Football (1944, 1946-1948) Basketball (1946-1948) and Baseball (1948)
Dick Yates was an athlete's athlete. Born and raised in Denver, Yates opted to continue his tri-sport endeavors at the University of Denver. Yates was an exceptional athlete, playing football, basketball and baseball for the Pioneers. In his period at DU, Yates received and astounding eight letters in those three different sports. Following his Pioneer playing days, Yates went into academics, teaching and coaching at several Denver area high schools. Because of his accomplishments as an athlete and a person, Yates was inducted into the Colorado Sports Hall of Fame in 1988.
Karen Beer transferred to the University of Denver after her freshman year at the University of Tulsa. Beer was an instant hit for the Pioneers, helping the team win the Division II national title in her first year at DU, claiming the all-around competition and top honors in three of the four individual events. Beer followed up her first year success in the 1982 and 1983 seasons, winning national titles in the balance beam, the all-around competition, the floor exercise and the uneven bars, earning All-American honors in each event. Because of her outstanding achievements as a gymnast, Beer was named DU's Female Athlete of the Year for four consecutive years. Karen was a four-time All-American selection, being named Colorado Sports Women of the year in 1984.

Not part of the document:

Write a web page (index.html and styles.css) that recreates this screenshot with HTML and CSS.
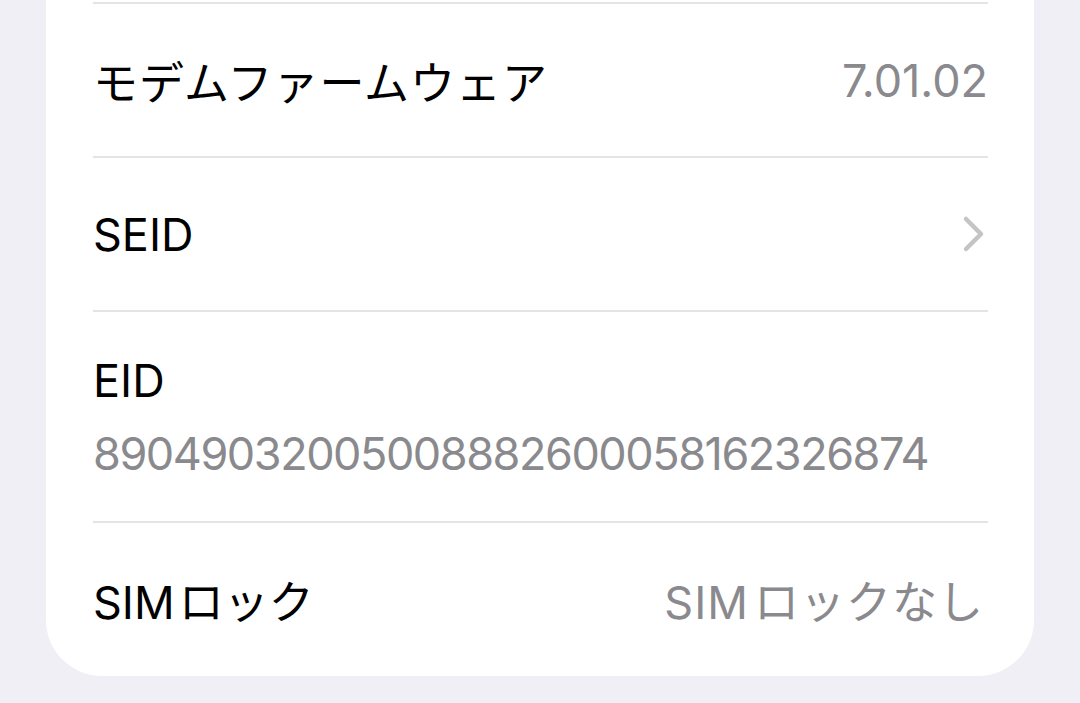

Carol Doyas came East to continue her education after being born and raised in the Bay Area. While at the University of Denver, Doyas became a dominant swimmer. She won the AIAW championship in the 100-butterfly in 1980. She was also selected to the first-team All-American squad in 1980. Doyas went to nationals in 1981 with great expectations placed on her shoulders, and true to form, Doyas again came out on top again in the 100-butterfly. After graduation, Doyas left the swimming arena and eventually formed a woodworking company with her husband.
Barbara Kidder was a pioneer for the University of Denver's ski program. During a period of uncertainty around the world, Kidder's focus was to bring a national title to the DU athletic program. After three steady years honing her skills, Kidder came alive in the 1946 national championships. In that year, Kidder became the first DU skier, male or female, to win a National Collegiate Championship. The importance of Kidder's accomplishments on the ski slopes went a long way to further women's athletics, and her accomplishments were recognized nationally with her induction into the National Ski Hall of Fame. The state of Colorado also recognized Kidder's influence, naming her to the Colorado Ski Hall of Fame. Kidder is one of nine Pioneer alumni to be inducted into the Colorado Ski Hall of Fame.

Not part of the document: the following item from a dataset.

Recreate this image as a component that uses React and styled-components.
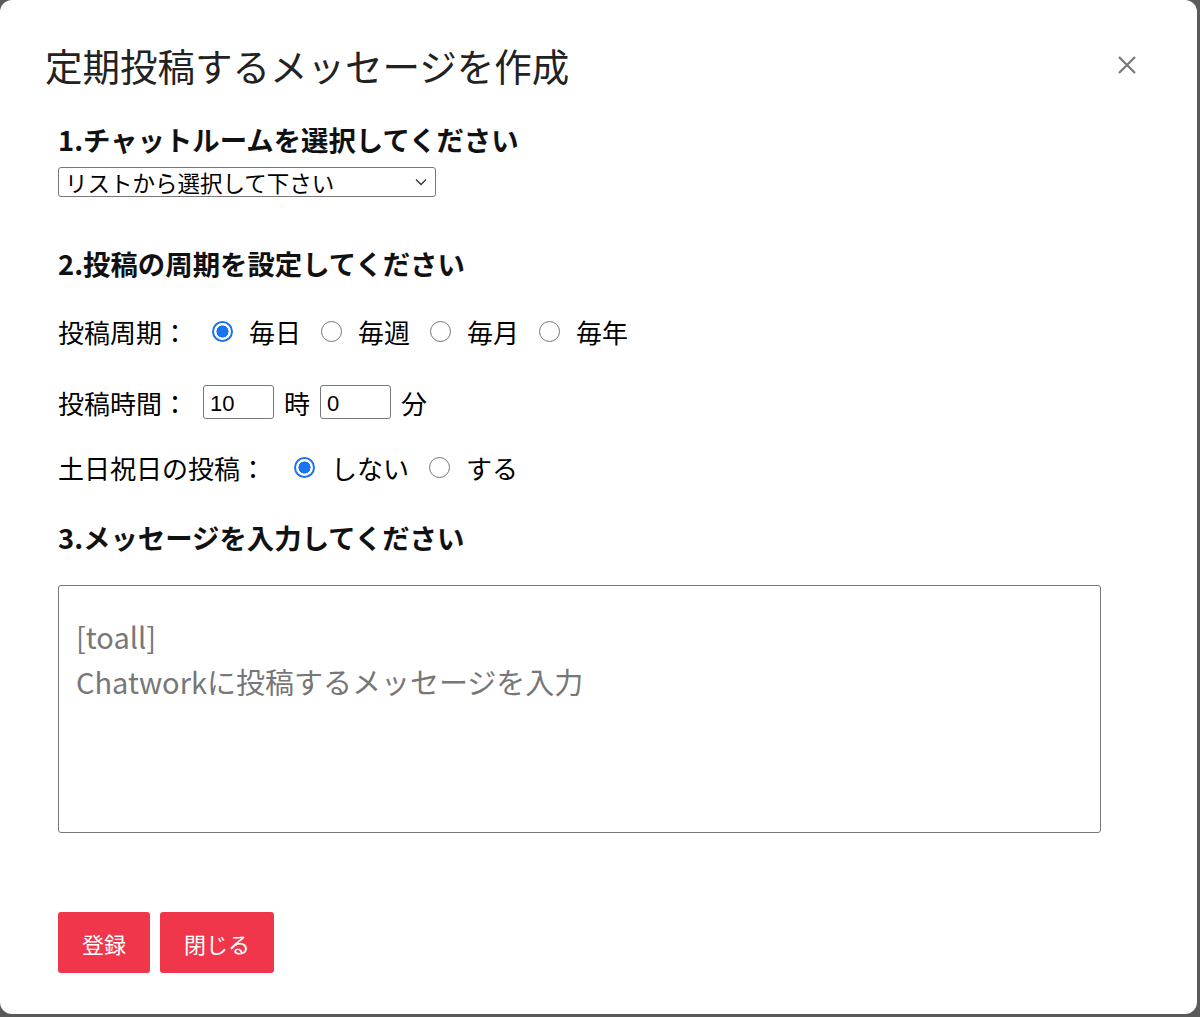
import React from 'react';
import styled, { createGlobalStyle } from 'styled-components';

const GlobalStyle = createGlobalStyle`
  html, body {
    margin: 0;
    padding: 0;
    background: #5a5a5a;
  }
  body {
    font-family: "Noto Sans CJK JP", "Noto Sans", sans-serif;
  }
`;

const Modal = styled.div`
  width: 1197px;
  height: 1014px;
  box-sizing: border-box;
  background: #ffffff;
  border-radius: 12px;
  padding: 43px 0 0 0;
  display: flex;
  flex-direction: column;
`;

const Header = styled.div`
  display: flex;
  align-items: center;
  justify-content: space-between;
  padding: 0 58px 0 45px;
`;

const Title = styled.h2`
  margin: 0;
  font-size: 37.5px;
  line-height: 44px;
  font-weight: 400;
  color: #222;
`;

const CloseButton = styled.button`
  border: none;
  background: none;
  padding: 0;
  width: 24px;
  height: 24px;
  display: flex;
  align-items: center;
  justify-content: center;
  cursor: pointer;
`;

const Body = styled.div`
  padding: 0 96px 0 58px;
  display: flex;
  flex-direction: column;
`;

const Heading = styled.h3`
  margin: ${p => p.$top}px 0 0 0;
  font-size: 27.4px;
  line-height: 32px;
  font-weight: 700;
  color: #111;
`;

const Select = styled.select`
  margin-top: 12px;
  width: 378px;
  height: 30px;
  font-family: inherit;
  font-size: 22.5px;
  line-height: 28px;
  color: #000;
  border: 1px solid #777;
  border-radius: 3px;
  background: #fff;
  padding: 0 6px;
  appearance: none;
  background-image: url("data:image/svg+xml,%3Csvg xmlns='http://www.w3.org/2000/svg' width='12' height='8' viewBox='0 0 12 8'%3E%3Cpath d='M1 1.5l5 5 5-5' fill='none' stroke='%23333' stroke-width='1.3'/%3E%3C/svg%3E");
  background-repeat: no-repeat;
  background-position: right 8px center;
`;

const Row = styled.div`
  margin-top: ${p => p.$top}px;
  height: 34px;
  display: flex;
  align-items: center;
  font-size: 26px;
  color: #000;
`;

const RowLabel = styled.span`
  margin-right: ${p => p.$gap}px;
`;

const Radio = styled.input.attrs({ type: 'radio' })`
  appearance: none;
  margin: 0 16px 0 0;
  width: 21px;
  height: 21px;
  border-radius: 50%;
  border: 1.5px solid #767676;
  background: #fff;
  box-sizing: border-box;
  flex-shrink: 0;
  &:checked {
    border: 2px solid #1a73f0;
    background: radial-gradient(circle, #1a73f0 0 5.8px, #fff 6.3px);
  }
`;

const Option = styled.label`
  display: flex;
  align-items: center;
  margin-right: 20px;
`;

const NumberInput = styled.input`
  width: 71px;
  height: 34px;
  box-sizing: border-box;
  border: 1px solid #777;
  border-radius: 3px;
  font-family: "Liberation Sans", Arial, sans-serif;
  font-size: 22px;
  padding: 4px 6px 0;
  color: #000;
  margin: 0 10px 0 0;
`;

const Unit = styled.span`
  margin-right: 10px;
`;

const TextArea = styled.textarea`
  margin-top: 32px;
  width: 1043px;
  height: 248px;
  box-sizing: border-box;
  border: 1.5px solid #777;
  border-radius: 3px;
  padding: 28px 17px;
  font-family: "Noto Sans CJK JP", sans-serif;
  font-size: 29px;
  line-height: 45px;
  resize: none;
  &::placeholder {
    color: #777;
  }
`;

const Footer = styled.div`
  margin-top: 79px;
  display: flex;
  gap: 10px;
`;

const RedButton = styled.button`
  height: 61px;
  padding: 0 ${p => p.$pad}px;
  background: #f0364a;
  color: #fff;
  border: none;
  border-radius: 3px;
  font-family: "Noto Sans CJK JP", sans-serif;
  font-size: 22px;
  cursor: pointer;
`;

export default function App() {
  return (
    <>
      <GlobalStyle />
      <Modal>
        <Header>
          <Title>定期投稿するメッセージを作成</Title>
          <CloseButton aria-label="close">
            <svg width="20" height="20" viewBox="0 0 20 20">
              <path d="M2 2L18 18M18 2L2 18" stroke="#777" strokeWidth="2.2" />
            </svg>
          </CloseButton>
        </Header>
        <Body>
          <Heading $top={36}>1.チャットルームを選択してください</Heading>
          <Select defaultValue="">
            <option value="">リストから選択して下さい</option>
          </Select>

          <Heading $top={50}>2.投稿の周期を設定してください</Heading>
          <Row $top={35}>
            <RowLabel $gap={24}>投稿周期：</RowLabel>
            <Option><Radio name="cycle" defaultChecked />毎日</Option>
            <Option><Radio name="cycle" />毎週</Option>
            <Option><Radio name="cycle" />毎月</Option>
            <Option><Radio name="cycle" />毎年</Option>
          </Row>
          <Row $top={37}>
            <RowLabel $gap={15}>投稿時間：</RowLabel>
            <NumberInput defaultValue="10" />
            <Unit>時</Unit>
            <NumberInput defaultValue="0" />
            <Unit>分</Unit>
          </Row>
          <Row $top={31}>
            <RowLabel $gap={28}>土日祝日の投稿：</RowLabel>
            <Option><Radio name="holiday" defaultChecked />しない</Option>
            <Option><Radio name="holiday" />する</Option>
          </Row>

          <Heading $top={37}>3.メッセージを入力してください</Heading>
          <TextArea placeholder={'[toall]\nChatworkに投稿するメッセージを入力'} />

          <Footer>
            <RedButton $pad={24}>登録</RedButton>
            <RedButton $pad={24}>閉じる</RedButton>
          </Footer>
        </Body>
      </Modal>
    </>
  );
}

Linda Raunig set the standard for women's basketball at the University of Denver. After her outstanding playing career, Rauning earned the distinction of becoming the only DU athlete to have a jersey number retired. Raunig left the University with 16 school records in scoring and rebounding. As a scorer, Raunig averaged 17.1 points a game for her career. Also a force on the boards, she brought down 955 rebounds in her four years as a Pioneer. In the 1978-79 season, Raunig was twice as good, leading the team in both scoring and rebounding. Raunig continued her basktball career as a professional after leaving DU, before moving into the coaching ranks at the collegiate level.